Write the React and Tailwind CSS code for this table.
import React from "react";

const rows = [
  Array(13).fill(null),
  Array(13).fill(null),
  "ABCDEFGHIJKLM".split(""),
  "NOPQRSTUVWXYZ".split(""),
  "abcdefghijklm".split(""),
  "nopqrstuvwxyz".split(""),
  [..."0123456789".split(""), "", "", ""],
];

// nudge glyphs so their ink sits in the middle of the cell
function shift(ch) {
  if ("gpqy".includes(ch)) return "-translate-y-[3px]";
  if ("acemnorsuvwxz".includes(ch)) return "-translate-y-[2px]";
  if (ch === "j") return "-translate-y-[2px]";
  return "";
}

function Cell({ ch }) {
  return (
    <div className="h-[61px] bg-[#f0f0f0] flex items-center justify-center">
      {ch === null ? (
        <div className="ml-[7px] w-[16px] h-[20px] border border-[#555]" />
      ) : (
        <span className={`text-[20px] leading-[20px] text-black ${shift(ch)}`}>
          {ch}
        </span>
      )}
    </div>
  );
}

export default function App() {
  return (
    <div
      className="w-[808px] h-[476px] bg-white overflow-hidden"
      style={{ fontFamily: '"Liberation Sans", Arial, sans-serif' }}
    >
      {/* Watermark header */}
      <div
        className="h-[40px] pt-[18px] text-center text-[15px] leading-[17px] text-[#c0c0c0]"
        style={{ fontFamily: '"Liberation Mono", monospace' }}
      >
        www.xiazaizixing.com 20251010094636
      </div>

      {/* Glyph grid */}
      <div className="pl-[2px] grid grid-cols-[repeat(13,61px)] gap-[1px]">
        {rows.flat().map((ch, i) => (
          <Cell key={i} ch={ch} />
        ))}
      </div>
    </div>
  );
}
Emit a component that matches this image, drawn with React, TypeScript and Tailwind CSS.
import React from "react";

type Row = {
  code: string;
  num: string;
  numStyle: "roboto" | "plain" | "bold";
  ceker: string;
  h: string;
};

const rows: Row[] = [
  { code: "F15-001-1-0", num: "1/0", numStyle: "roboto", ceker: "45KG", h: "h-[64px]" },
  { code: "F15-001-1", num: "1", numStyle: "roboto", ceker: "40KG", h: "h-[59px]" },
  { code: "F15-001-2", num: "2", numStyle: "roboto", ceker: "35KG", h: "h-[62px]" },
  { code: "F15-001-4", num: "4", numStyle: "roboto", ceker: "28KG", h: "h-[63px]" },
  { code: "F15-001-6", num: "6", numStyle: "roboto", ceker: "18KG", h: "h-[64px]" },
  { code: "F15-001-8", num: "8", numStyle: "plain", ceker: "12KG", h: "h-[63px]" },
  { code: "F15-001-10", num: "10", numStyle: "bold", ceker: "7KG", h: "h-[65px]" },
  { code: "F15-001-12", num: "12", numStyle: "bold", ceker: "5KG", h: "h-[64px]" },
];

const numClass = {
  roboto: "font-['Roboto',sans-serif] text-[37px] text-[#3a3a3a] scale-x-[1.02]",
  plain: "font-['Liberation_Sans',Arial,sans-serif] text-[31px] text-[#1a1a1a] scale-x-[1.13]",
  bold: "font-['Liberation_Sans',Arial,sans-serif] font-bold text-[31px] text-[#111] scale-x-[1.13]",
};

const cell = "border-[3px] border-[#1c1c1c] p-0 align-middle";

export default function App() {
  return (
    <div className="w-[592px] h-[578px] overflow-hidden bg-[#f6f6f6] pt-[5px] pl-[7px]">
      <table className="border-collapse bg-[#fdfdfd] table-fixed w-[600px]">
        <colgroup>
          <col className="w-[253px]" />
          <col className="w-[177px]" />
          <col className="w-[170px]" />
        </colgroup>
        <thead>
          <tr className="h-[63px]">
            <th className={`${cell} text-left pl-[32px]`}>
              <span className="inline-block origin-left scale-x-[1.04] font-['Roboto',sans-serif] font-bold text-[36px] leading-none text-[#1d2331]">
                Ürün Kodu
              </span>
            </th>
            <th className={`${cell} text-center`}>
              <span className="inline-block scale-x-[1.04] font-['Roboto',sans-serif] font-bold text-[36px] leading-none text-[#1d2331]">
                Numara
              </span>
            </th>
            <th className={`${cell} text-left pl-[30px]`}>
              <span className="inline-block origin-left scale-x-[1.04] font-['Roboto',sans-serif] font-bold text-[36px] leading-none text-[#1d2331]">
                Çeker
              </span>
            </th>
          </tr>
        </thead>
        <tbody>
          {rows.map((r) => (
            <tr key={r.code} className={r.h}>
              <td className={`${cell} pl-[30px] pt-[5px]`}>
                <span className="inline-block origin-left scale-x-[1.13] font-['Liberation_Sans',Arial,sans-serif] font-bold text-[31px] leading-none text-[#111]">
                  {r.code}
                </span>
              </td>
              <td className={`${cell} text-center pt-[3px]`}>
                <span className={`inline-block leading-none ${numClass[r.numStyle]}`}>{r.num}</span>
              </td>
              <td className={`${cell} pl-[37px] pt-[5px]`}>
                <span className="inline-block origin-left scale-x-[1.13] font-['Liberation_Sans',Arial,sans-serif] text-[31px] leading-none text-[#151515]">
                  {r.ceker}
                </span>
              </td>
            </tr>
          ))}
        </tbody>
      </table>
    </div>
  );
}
--------------------------------------------------
WHAT IS NEEDED ▸
Write out every line of the data that holds the word "Tailwind".

EXERCISE RESPONSE ▸
Write the React and Tailwind CSS code for this table.
Emit a component that matches this image, drawn with React, TypeScript and Tailwind CSS.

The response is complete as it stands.